5) An end to statute creep. One of the ugliest features of American justice is the way that laws designed to address very particular situations are allowed to metastasize and be applied to anything a prosecutor fancies. The RICO statute was supposed to be for mobsters and racketeers. Conrad Black is not a racketeer but he was nevertheless charged with racketeering. And, while the prosecutorial abuse of RICO is nothing new, the abuse of the "obstruction of justice" statutes in this case are unprecedented. Hitherto, the only obstruction charges that could be brought in regards to extra-territorial actions involved witness-tampering. In that security video at 10 Toronto Street, Conrad Black may be doing all manner of things, but he's not tampering with any witnesses. Nevertheless, a hitherto narrowly defined statute has now been massively expanded to enable prosecutors to characterize actions by foreign nationals on foreign soil in a way never contemplated by the relevant legislation. Statute creep is repugnant and should be stopped.
6) An end to de facto double jeopardy. Conrad Black is likely to wind up back in court to go through all the stuff he's been acquitted of one mo' time, this time in a Securities and Exchange Commission case. That would be a civil case, not a criminal one, and the US Attorney insists that the SEC is an entirely separate body. Oh, come on. The US Attorney and the SEC are both agencies of the US Government. They work in synchronicity. It's not the same as Nicole Brown's family suing OJ after the state's murder case flopped. In this instance, two arms of the same organization are bringing separate cases on exactly the same matters. That's double jeopardy - or, in fact, given the zealousness of the SEC, triple and quadruple jeopardy.
Conrad Black would have benefitted from the above changes, but so would a lot of nickel'n'dime stumped-tooth losers with tattoos - which is as it should be: Justice is supposed to be blind. But this system is blind drunk on its own power.

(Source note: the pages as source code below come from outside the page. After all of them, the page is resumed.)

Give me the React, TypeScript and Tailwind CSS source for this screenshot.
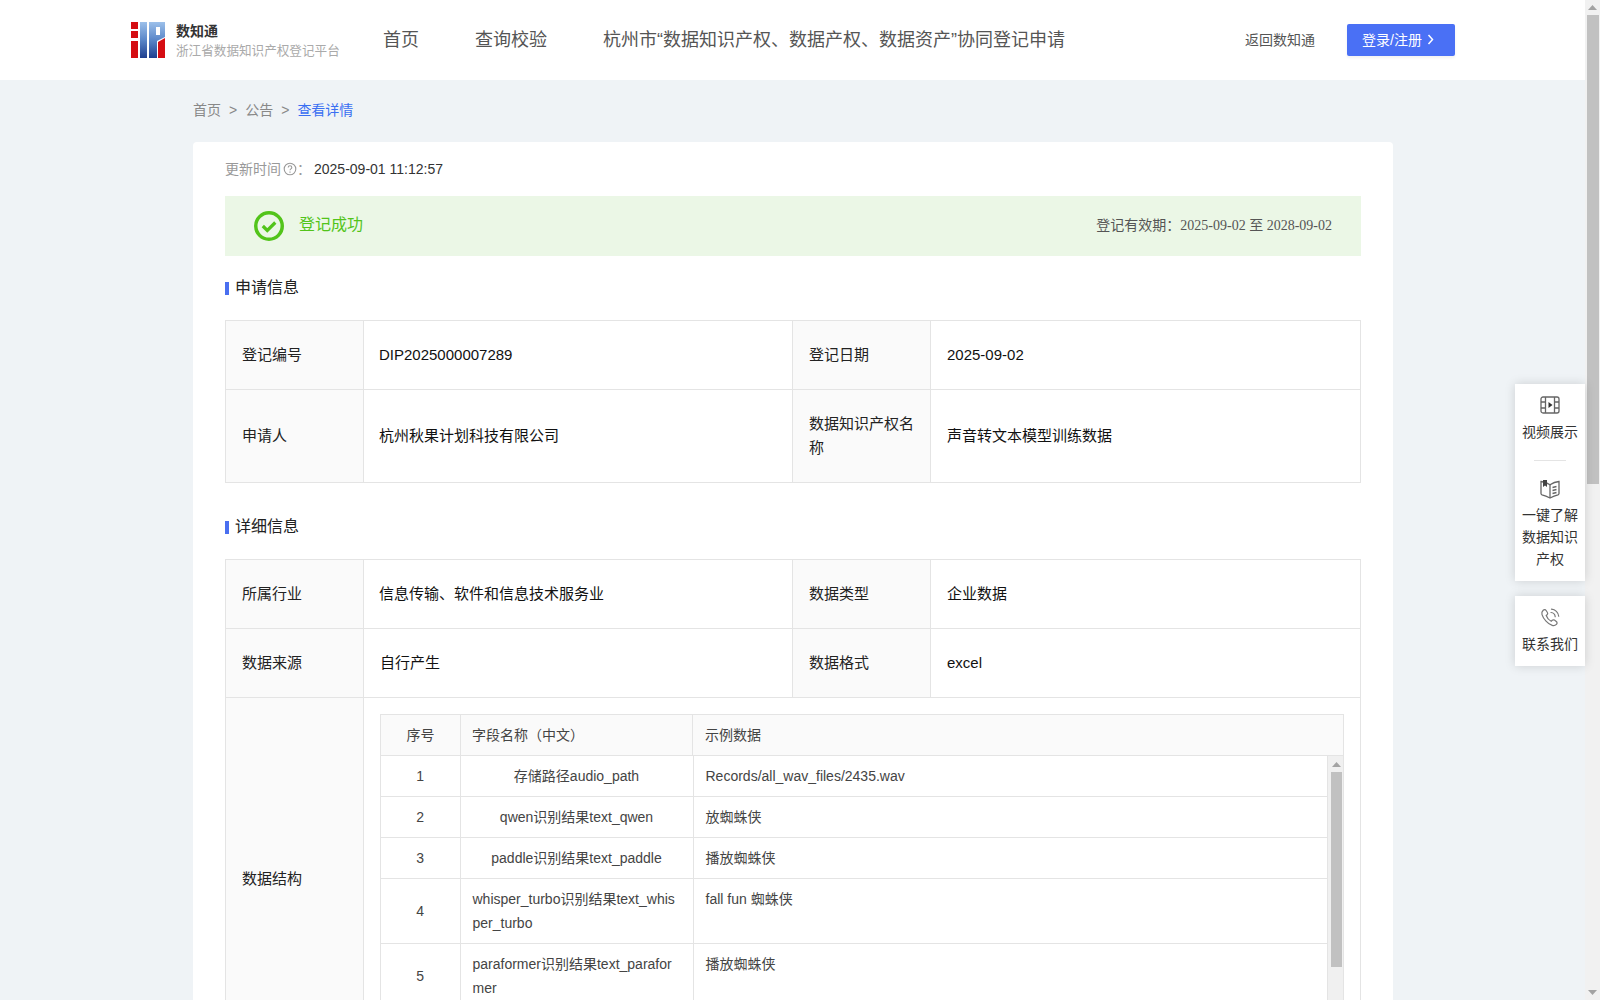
import React from "react";

const sans = "font-['Liberation_Sans','Noto_Sans_CJK_SC',sans-serif]";

function Logo() {
  return (
    <svg width="34" height="36" viewBox="0 0 34 36" className="shrink-0">
      <defs>
        <linearGradient id="lg" x1="0" y1="0" x2="0" y2="1">
          <stop offset="0" stopColor="#9cc0ea" />
          <stop offset="0.5" stopColor="#5a86c8" />
          <stop offset="1" stopColor="#1f3f8f" />
        </linearGradient>
        <linearGradient id="lg2" gradientUnits="userSpaceOnUse" x1="0" y1="0" x2="0" y2="36">
          <stop offset="0" stopColor="#9cc0ea" />
          <stop offset="0.5" stopColor="#5a86c8" />
          <stop offset="1" stopColor="#1f3f8f" />
        </linearGradient>
      </defs>
      <path d="M0 0h7v7H0zM0 9h7v7H0zM0 19h7v17H0z" fill="#d50d12" />
      <rect x="9" y="0" width="7" height="36" fill="url(#lg)" />
      <path d="M18 0h16v15l-8 4v17h-8zM25 5v8h4V5z" fill="url(#lg2)" fillRule="evenodd" />
      <path d="M27 20l7-4v20h-7z" fill="#d50d12" />
    </svg>
  );
}

function Arrow({ down = false }: { down?: boolean }) {
  return (
    <svg width="9" height="5" viewBox="0 0 9 5" className={down ? "rotate-180" : ""}>
      <path d="M4.5 0L9 5H0z" fill="#a3a3a3" />
    </svg>
  );
}

function Heading({ children }: { children: React.ReactNode }) {
  return (
    <div className="flex h-[22px] items-center text-base text-[#222]">
      <span className="mr-[6px] mt-[3px] h-[13px] w-1 bg-[#4a6ff0]" />
      <span className="pt-[2px]">{children}</span>
    </div>
  );
}

const labelCell = "border border-[#e4e4e4] bg-[#fafafa] px-4 py-2 text-left align-middle font-normal text-[#222]";
const valueCell = "border border-[#e4e4e4] px-4 py-2 align-middle text-[#111]";
const valueCellTight = "border border-[#e4e4e4] py-2 pl-[15px] pr-4 align-middle text-[#111]";
const nestCell = "border-b border-r border-[#e4e4e4] px-3 py-2 align-top text-[#444]";

const rows = [
  ["1", "存储路径audio_path", "Records/all_wav_files/2435.wav", true],
  ["2", "qwen识别结果text_qwen", "放蜘蛛侠", true],
  ["3", "paddle识别结果text_paddle", "播放蜘蛛侠", true],
  ["4", "whisper_turbo识别结果text_whisper_turbo", "fall fun 蜘蛛侠", false],
  ["5", "paraformer识别结果text_paraformer", "播放蜘蛛侠", false],
] as const;

function InfoTable({ children }: { children: React.ReactNode }) {
  return (
    <table className="w-[1135px] table-fixed border-collapse text-[15px] leading-6">
      <colgroup>
        <col className="w-[138px]" />
        <col className="w-[429px]" />
        <col className="w-[138px]" />
        <col className="w-[430px]" />
      </colgroup>
      <tbody>{children}</tbody>
    </table>
  );
}

function NestedTable() {
  return (
    <div className="w-[964px] border-l border-r border-t border-[#e4e4e4] text-sm leading-6 text-[#444]">
      <div className="grid h-[41px] grid-cols-[80px_232px_1fr] items-center border-b border-[#e4e4e4] bg-[#fafafa]">
        <div className="flex h-full items-center justify-center border-r border-[#e4e4e4]">序号</div>
        <div className="flex h-full items-center border-r border-[#e4e4e4] pl-[11px]">字段名称（中文）</div>
        <div className="px-3">示例数据</div>
      </div>
      <div className="flex h-[287px] overflow-hidden">
        <table className="w-[947px] shrink-0 table-fixed border-collapse self-start">
          <colgroup>
            <col className="w-[79px]" />
            <col className="w-[233px]" />
            <col />
          </colgroup>
          <tbody>
            {rows.map(([n, name, sample, center]) => (
              <tr key={n}>
                <td className={nestCell + " !align-middle text-center"}>{n}</td>
                <td className={nestCell + " break-all"}>
                  <div className={center ? "flex justify-center" : ""}>{name}</div>
                </td>
                <td className={nestCell}>{sample}</td>
              </tr>
            ))}
          </tbody>
        </table>
        <div className="flex w-[15px] shrink-0 flex-col items-center bg-[#f0f0f0] pl-[1px]">
          <div className="flex h-[16px] items-center justify-center">
            <Arrow />
          </div>
          <div className="h-[195px] w-[11px] bg-[#c1c1c1]" />
        </div>
      </div>
    </div>
  );
}

function FilmIcon() {
  return (
    <svg width="20" height="18" viewBox="0 0 20 18" fill="none" stroke="#666" strokeWidth="1.3">
      <rect x="1" y="1" width="18" height="16" rx="2" />
      <path d="M5.5 1v16M14.5 1v16M1 6h4.500M1 12h4.500M14.500 6H19M14.500 12H19" />
      <path d="M8.500 6l4 3-4 3z" fill="#333" stroke="none" />
    </svg>
  );
}

function BookIcon() {
  return (
    <svg width="20" height="20" viewBox="0 0 20 20" fill="none" stroke="#666" strokeWidth="1.3">
      <path d="M1 2.500c3 .3 6 1.300 9 3.300 3-2 6-3 9-3.300v12c0 .7-.3 1-1 1.300-3 .8-5.500 1.900-8 3.200-2.500-1.300-5-2.400-8-3.200-.7-.3-1-.6-1-1.300z" />
      <path d="M10 5.800V19" />
      <path d="M3 1h4v7L5 6.500 3 8z" fill="#444" stroke="none" />
      <path d="M12.500 8.500l4-1M12.500 11.500l4-1M12.500 14.500l4-1" />
    </svg>
  );
}

function PhoneIcon() {
  return (
    <svg width="20" height="20" viewBox="0 0 20 20" fill="none" stroke="#777" strokeWidth="1.2" strokeLinecap="round">
      <path d="M3.200 2.300c1-.9 2.200-.8 2.900.2l1.300 2c.5.8.4 1.600-.3 2.200l-.9.8c.7 2 2.800 4.700 5 5.700l1-.9c.7-.6 1.500-.7 2.200-.2l1.900 1.400c1 .8 1 2 .1 2.900-1.100 1.100-2.600 1.500-4.200 1C8 16.200 3.300 10.800 2 6.600 1.500 5 2 3.400 3.200 2.300z" />
      <path d="M11 4.500c2.200.2 4 2 4.200 4.200M11.500 1.200c3.800.3 6.800 3.300 7.200 7" />
    </svg>
  );
}

function SideWidget() {
  return (
    <div className="absolute right-[15px] top-[384px] flex w-[70px] flex-col gap-[15px] text-center text-sm leading-[22px] text-[#333]">
      <div className="flex h-[197px] flex-col items-center bg-white pt-3 shadow-[0_0_10px_rgba(0,0,0,0.15)]">
        <FilmIcon />
        <div className="mt-[7px] whitespace-nowrap">视频展示</div>
        <div className="mb-[18px] mt-[17px] h-px w-8 bg-[#e4e4e4]" />
        <BookIcon />
        <div className="mt-[5px] w-[58px]">一键了解数据知识产权</div>
      </div>
      <div className="flex h-[70px] flex-col items-center bg-white pt-3 shadow-[0_0_10px_rgba(0,0,0,0.15)]">
        <PhoneIcon />
        <div className="mt-[5px] whitespace-nowrap">联系我们</div>
      </div>
    </div>
  );
}

export default function App() {
  return (
    <div className={`${sans} relative flex h-[1000px] w-[1600px] overflow-hidden bg-[#eff3f6]`}>
      <div className="flex w-[1585px] flex-col">
        <header className="flex h-20 shrink-0 items-center bg-white pl-[131px] pr-[130px]">
          <Logo />
          <div className="mb-[2px] ml-[11px] w-[207px] pt-[2px]">
            <div className="text-sm font-bold leading-[22px] text-[#333]">数知通</div>
            <div className="text-[12.6px] leading-[19px] text-[#aaa]">浙江省数据知识产权登记平台</div>
          </div>
          <nav className="flex gap-14 text-lg text-[#555]">
            <span>首页</span>
            <span>查询校验</span>
            <span>杭州市“数据知识产权、数据产权、数据资产”协同登记申请</span>
          </nav>
          <span className="ml-auto mr-8 text-sm text-[#555]">返回数知通</span>
          <button className="flex h-8 w-[108px] items-center gap-[5px] rounded-[2px] bg-[#4a70f5] pb-[1px] pl-[15px] text-sm text-white shadow-[0_2px_3px_rgba(0,0,0,0.06)]">
            登录/注册
            <svg width="7" height="11" viewBox="0 0 7 11" fill="none" stroke="white" strokeWidth="1.5">
              <path d="M1.500 1l4 4.500-4 4.500" />
            </svg>
          </button>
        </header>

        <main className="ml-[193px] w-[1200px]">
          <div className="mb-[2px] flex h-[60px] items-center gap-[8px] text-sm text-[#888]">
            <span>首页</span>
            <span>&gt;</span>
            <span>公告</span>
            <span>&gt;</span>
            <span className="text-[#3a6ff2]">查看详情</span>
          </div>

          <section className="rounded-t-[4px] bg-white px-8 pt-4">
            <div className="flex h-[22px] items-center text-sm">
              <span className="text-[#999]">更新时间</span>
              <svg width="14" height="14" viewBox="0 0 14 14" fill="none" stroke="#999" strokeWidth="1.100" className="ml-[2px]">
                <circle cx="7" cy="7" r="5.800" />
                <path d="M5.200 5.500c0-2.300 3.600-2.300 3.600 0 0 1.400-1.800 1.300-1.800 2.800M7 9.600v1.100" />
              </svg>
              <span className="text-[#999]">：</span>
              <span className="ml-[3px] text-[#333]">2025-09-01 11:12:57</span>
            </div>

            <div className="mb-5 mt-4 flex h-[60px] items-center bg-[#ebf7e6] pl-[29px] pr-[29px]">
              <svg width="30" height="30" viewBox="0 0 30 30" fill="none" stroke="#52c41a">
                <circle cx="15" cy="15" r="13.250" strokeWidth="3.500" />
                <path d="M8.800 15l4.500 4.500 8-8" strokeWidth="3.200" />
              </svg>
              <span className="mb-[2px] ml-[15px] text-base text-[#52c41a]">登记成功</span>
              <span className="mb-[2px] ml-auto text-sm text-[#555]">
                登记有效期：<span className="font-['Liberation_Serif','Noto_Sans_CJK_SC',serif]">2025-09-02 至 2028-09-02</span>
              </span>
            </div>

            <div className="mb-[22px]">
              <Heading>申请信息</Heading>
            </div>
            <InfoTable>
              <tr className="h-[69px]">
                <th className={labelCell}>登记编号</th>
                <td className={valueCellTight}>DIP2025000007289</td>
                <th className={labelCell}>登记日期</th>
                <td className={valueCell}>2025-09-02</td>
              </tr>
              <tr className="h-[93px]">
                <th className={labelCell}>申请人</th>
                <td className={valueCellTight}>杭州秋果计划科技有限公司</td>
                <th className={labelCell}>数据知识产权名称</th>
                <td className={valueCell}>声音转文本模型训练数据</td>
              </tr>
            </InfoTable>

            <div className="mb-[22px] mt-8">
              <Heading>详细信息</Heading>
            </div>
            <InfoTable>
              <tr className="h-[69px]">
                <th className={labelCell}>所属行业</th>
                <td className={valueCellTight}>信息传输、软件和信息技术服务业</td>
                <th className={labelCell}>数据类型</th>
                <td className={valueCell}>企业数据</td>
              </tr>
              <tr className="h-[69px]">
                <th className={labelCell}>数据来源</th>
                <td className={valueCell}>自行产生</td>
                <th className={labelCell}>数据格式</th>
                <td className={valueCell}>excel</td>
              </tr>
              <tr className="h-[360px]">
                <th className={labelCell}>数据结构</th>
                <td colSpan={3} className="border border-[#e4e4e4] p-4">
                  <NestedTable />
                </td>
              </tr>
            </InfoTable>
          </section>
        </main>
      </div>

      <div className="flex h-[1000px] w-[15px] shrink-0 flex-col items-center bg-[#f1f1f1]">
        <div className="flex h-[15px] items-center justify-center">
          <Arrow />
        </div>
        <div className="h-[469px] w-[12px] bg-[#c1c1c1]" />
        <div className="mt-auto flex h-[15px] items-center justify-center">
          <Arrow down />
        </div>
      </div>

      <SideWidget />
    </div>
  );
}
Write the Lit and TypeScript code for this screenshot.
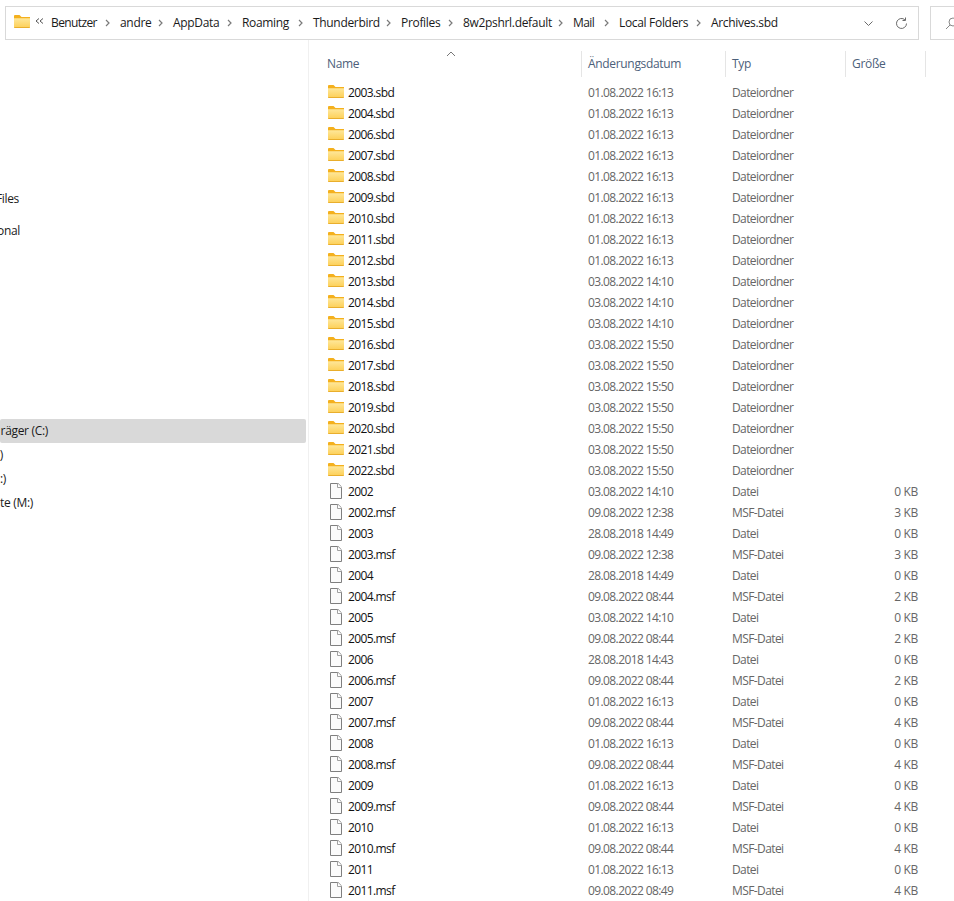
import { LitElement, html, css } from "lit";
import { customElement } from "lit/decorators.js";

const crumbs: [string, number][] = [["Benutzer",69],["andre",53],["AppData",69],["Roaming",71],["Thunderbird",88],["Profiles",62],["8w2pshrl.default",110],["Mail",46],["Local Folders",92],["Archives.sbd",0]];
type R = [string,string,string,string];
const F="Dateiordner";
const rows: R[] = [
 ["2003.sbd","01.08.2022 16:13",F,""],["2004.sbd","01.08.2022 16:13",F,""],["2006.sbd","01.08.2022 16:13",F,""],
 ["2007.sbd","01.08.2022 16:13",F,""],["2008.sbd","01.08.2022 16:13",F,""],["2009.sbd","01.08.2022 16:13",F,""],
 ["2010.sbd","01.08.2022 16:13",F,""],["2011.sbd","01.08.2022 16:13",F,""],["2012.sbd","01.08.2022 16:13",F,""],
 ["2013.sbd","03.08.2022 14:10",F,""],["2014.sbd","03.08.2022 14:10",F,""],["2015.sbd","03.08.2022 14:10",F,""],
 ["2016.sbd","03.08.2022 15:50",F,""],["2017.sbd","03.08.2022 15:50",F,""],["2018.sbd","03.08.2022 15:50",F,""],
 ["2019.sbd","03.08.2022 15:50",F,""],["2020.sbd","03.08.2022 15:50",F,""],["2021.sbd","03.08.2022 15:50",F,""],
 ["2022.sbd","03.08.2022 15:50",F,""],
 ["2002","03.08.2022 14:10","Datei","0 KB"],["2002.msf","09.08.2022 12:38","MSF-Datei","3 KB"],
 ["2003","28.08.2018 14:49","Datei","0 KB"],["2003.msf","09.08.2022 12:38","MSF-Datei","3 KB"],
 ["2004","28.08.2018 14:49","Datei","0 KB"],["2004.msf","09.08.2022 08:44","MSF-Datei","2 KB"],
 ["2005","03.08.2022 14:10","Datei","0 KB"],["2005.msf","09.08.2022 08:44","MSF-Datei","2 KB"],
 ["2006","28.08.2018 14:43","Datei","0 KB"],["2006.msf","09.08.2022 08:44","MSF-Datei","2 KB"],
 ["2007","01.08.2022 16:13","Datei","0 KB"],["2007.msf","09.08.2022 08:44","MSF-Datei","4 KB"],
 ["2008","01.08.2022 16:13","Datei","0 KB"],["2008.msf","09.08.2022 08:44","MSF-Datei","4 KB"],
 ["2009","01.08.2022 16:13","Datei","0 KB"],["2009.msf","09.08.2022 08:44","MSF-Datei","4 KB"],
 ["2010","01.08.2022 16:13","Datei","0 KB"],["2010.msf","09.08.2022 08:44","MSF-Datei","4 KB"],
 ["2011","01.08.2022 16:13","Datei","0 KB"],["2011.msf","09.08.2022 08:49","MSF-Datei","4 KB"],
];

const folder = html`<svg class="ficon" width="16" height="13" viewBox="0 0 16 13">
  <defs><linearGradient id="fb" x1="0" y1="0" x2="0" y2="1"><stop offset="0" stop-color="#fee79a"/><stop offset="1" stop-color="#fdcf55"/></linearGradient></defs>
  <path d="M0 1.2C0 .5.5 0 1.2 0h4.3l2 2H16v2H0z" fill="#f4b01d"/>
  <path d="M0 3.2h16v8.6c0 .7-.5 1.2-1.2 1.2H1.2C.5 13 0 12.5 0 11.8z" fill="url(#fb)"/>
  <path d="M0 12.1h16c0 .5-.4.9-.9.9H.9c-.5 0-.9-.4-.9-.9z" fill="#e9ae2c"/>
</svg>`;
const file = html`<svg class="dicon" width="12" height="16" viewBox="0 0 12 16">
  <path d="M.5.5h7.6l3.4 3.4v11.6H.5z" fill="#fbfbfb" stroke="#7f7f7f"/>
  <path d="M7.5.5v4h4" fill="#fff" stroke="#a0a0a0"/>
</svg>`;
const sep = html`<svg width="5" height="8" viewBox="0 0 5 8"><path d="M1 1l3 3-3 3" fill="none" stroke="#7a7a7a" stroke-width="1.2"/></svg>`;

@customElement("app-root")
export class AppRoot extends LitElement {
  static styles = css`
    :host { display:block; width:954px; height:901px; overflow:hidden; background:#fff;
      font:12px/16px "Open Sans","Noto Sans",sans-serif; letter-spacing:-.32px; color:#1a1a1a; }
    .top { display:flex; height:34px; padding:6px 0 0 5px; box-sizing:content-box; gap:11px; }
    .addr { width:912px; height:32px; border:1px solid #d9d9d9; display:flex; align-items:center; flex:none; }
    .addr .ficon { margin-left:8px; margin-bottom:3px; flex:none; }
    .back { margin:0 7px 4px 5px; flex:none; display:block; }
    .crumbs { display:flex; align-items:center; flex:1; white-space:nowrap; }
    .crumb { display:flex; align-items:center; justify-content:space-between; padding-right:10px; box-sizing:border-box; flex:none; }
    .crumb svg { flex:none; }
    .crumb.tight { letter-spacing:-.62px; }
    .tools { display:flex; align-items:center; gap:22px; margin-right:10px; }
    .search { flex:none; width:40px; height:32px; border:1px solid #d9d9d9; border-right:none; display:flex; align-items:center; padding-left:14px; }
    .main { display:flex; }
    .side { width:309px; height:861px; flex:none; border-right:1px solid #f0f0f0; padding-top:147px; box-sizing:border-box; }
    .nav { height:24px; width:306px; display:flex; align-items:center; border-radius:2px; white-space:nowrap; }
    .nav span { display:block; }
    .nav.gap { margin-top:8px; }
    .nav.drive { margin-top:176px; background:#d9d9d9; }
    .list { flex:1; padding-left:18px; position:relative; }
    .sort { position:absolute; left:137px; top:11px; }
    .head { display:grid; grid-template-columns:255px 144px 120px 80px; height:26px; margin-top:11px; color:#4c607a; }
    .head div { display:flex; align-items:center; border-right:1px solid #e5e5e5; padding-left:6px; }
    .head div:first-child { padding-left:0; }
    .rows { margin-top:5px; }
    .row { display:grid; grid-template-columns:260px 144px 120px 67px; height:21px; align-items:center; color:#666; letter-spacing:-.6px; }
    .name { display:flex; align-items:center; color:#111; padding-left:1px; }
    .ficon { display:block; }
    .name .ficon { margin:0 4px 2px 0; }
    .name .dicon { margin:0 6px 1px 2px; }
    .date, .type { padding-left:1px; }
    .size { text-align:right; letter-spacing:-.32px; }
  `;
  nav(t: string, right: number, cls = "") {
    return html`<div class="nav ${cls}"><span style="margin-left:${right}px;transform:translateX(-100%)">${t}</span></div>`;
  }
  render() {
    return html`
      <div class="top">
        <div class="addr">
          ${folder}
          <svg class="back" width="9" height="6" viewBox="0 0 9 6"><path d="M4 .5L1 3l3 2.5M8 .5L5 3l3 2.5" fill="none" stroke="#555"/></svg>
          <div class="crumbs">
            ${crumbs.map(([c,w],i)=>i<crumbs.length-1
              ? html`<div class="crumb ${c==="Benutzer"||c==="Mail"?"tight":""}" style="width:${w}px"><span>${c}</span>${sep}</div>`
              : html`<span class="last">${c}</span>`)}
          </div>
          <div class="tools">
            <svg width="9" height="5" viewBox="0 0 9 5"><path d="M.5.5l4 4 4-4" fill="none" stroke="#6a6a6a"/></svg>
            <svg width="13" height="13" viewBox="0 0 13 13"><path d="M11.5 6.5a5 5 0 1 1-1.6-3.7M10.5 .5v3h-3" fill="none" stroke="#6a6a6a"/></svg>
          </div>
        </div>
        <div class="search">
          <svg width="13" height="13" viewBox="0 0 13 13"><circle cx="8" cy="5" r="4" fill="none" stroke="#888"/><path d="M5 8L1 12" stroke="#888"/></svg>
        </div>
      </div>
      <div class="main">
        <div class="side">
          ${this.nav("Files",19)}
          ${this.nav("onal",20,"gap")}
          ${this.nav("räger (C:)",48,"drive")}
          ${this.nav(")",3)}
          ${this.nav(":)",6)}
          ${this.nav("te (M:)",33)}
        </div>
        <div class="list">
          <svg class="sort" width="10" height="6" viewBox="0 0 10 6"><path d="M1 5l4-4 4 4" fill="none" stroke="#777"/></svg>
          <div class="head"><div>Name</div><div>Änderungsdatum</div><div>Typ</div><div>Größe</div></div>
          <div class="rows">
            ${rows.map(r=>html`<div class="row">
              <div class="name">${r[3]?file:folder}<span>${r[0]}</span></div>
              <div class="date">${r[1]}</div><div class="type">${r[2]}</div><div class="size">${r[3]}</div>
            </div>`)}
          </div>
        </div>
      </div>`;
  }
}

Halfway through the trial, for example, when things were going wobbly for them, the government made a revised offer of a plea deal to Mark Kipnis, the lowly fourth defendant. Had he pleaded guilty to a very minimal charge, the prosecutors would have got the most sympathetic guy and the best-liked defence lawyers out of the room - a huge advantage to them midway through the trial. The genius of English law is the balance between judge, jury and prosecutor, all of which the US system has distorted.